First of all, ask the question “who benefits from this technology?” In the case of Service Workers, it’s the end users. They get faster websites that handle network failure better. In the case of web components, there are no direct end-user benefits. Web components exist to make developers lives easier. That’s absolutely fine, but any developer convenience gained by the use of web components can’t come at the expense of the user—that price is too high.
The next question we usually ask when we’re evaluating a technology is “how well does it work?” Personally, I think it’s just as important to ask “how well does it fail?”
Service Workers work well and fail well. If a browser supports Service Workers, the user gets all the benefits. If a browser doesn’t support Service Workers, the user get the same experience they would have always had.
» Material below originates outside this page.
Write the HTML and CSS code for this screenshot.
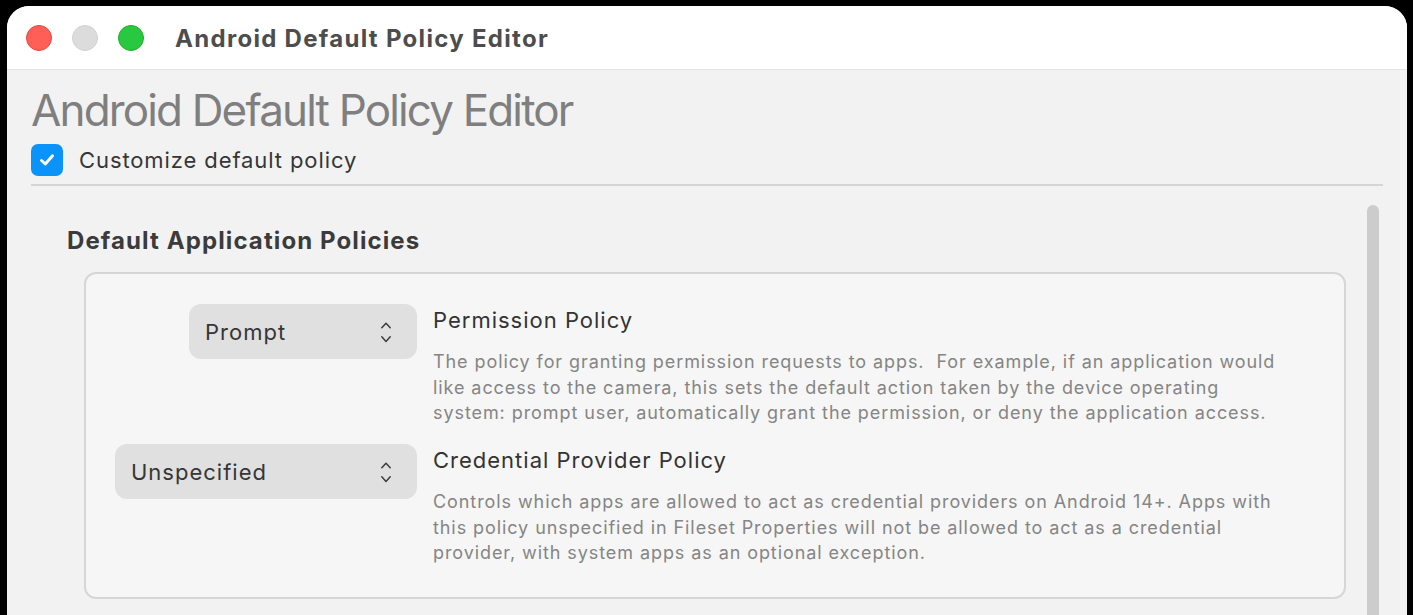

Web components (will) work well, but fail badly. If a browser supports web components, the user gets the experience that the developer has crafted using these new technologies. If a browser doesn’t support web components, the user gets …probably nothing. It depends on how the web components have been designed.
It’s so much easier to get excited about implementing Service Workers. You’ve literally got nothing to lose and everything to gain. That’s not the case with web components. Or at least not with the way they are currently being sold.
See, this is why I think it’s so important to put some effort into designing web components that have some kind of fallback. Those web components will work well and fail well.
Look at the way new elements are designed for HTML. Think of complex additions like
picture. Each one has been designed with backwards-compatibility in mind—there’s always a way to provide fallback content.
Web components give us developers the same power that, up until now, only belonged to browser makers. Web components also give us developers the same responsibilities as browser makers. We should take that responsibility seriously.
Web components are supposed to be the poster child for The Extensible Web Manifesto. I’m all for an extensible web. But the way that web components are currently being built looks more like an endorsement of The Replaceable Web Manifesto. I’m not okay with a replaceable web.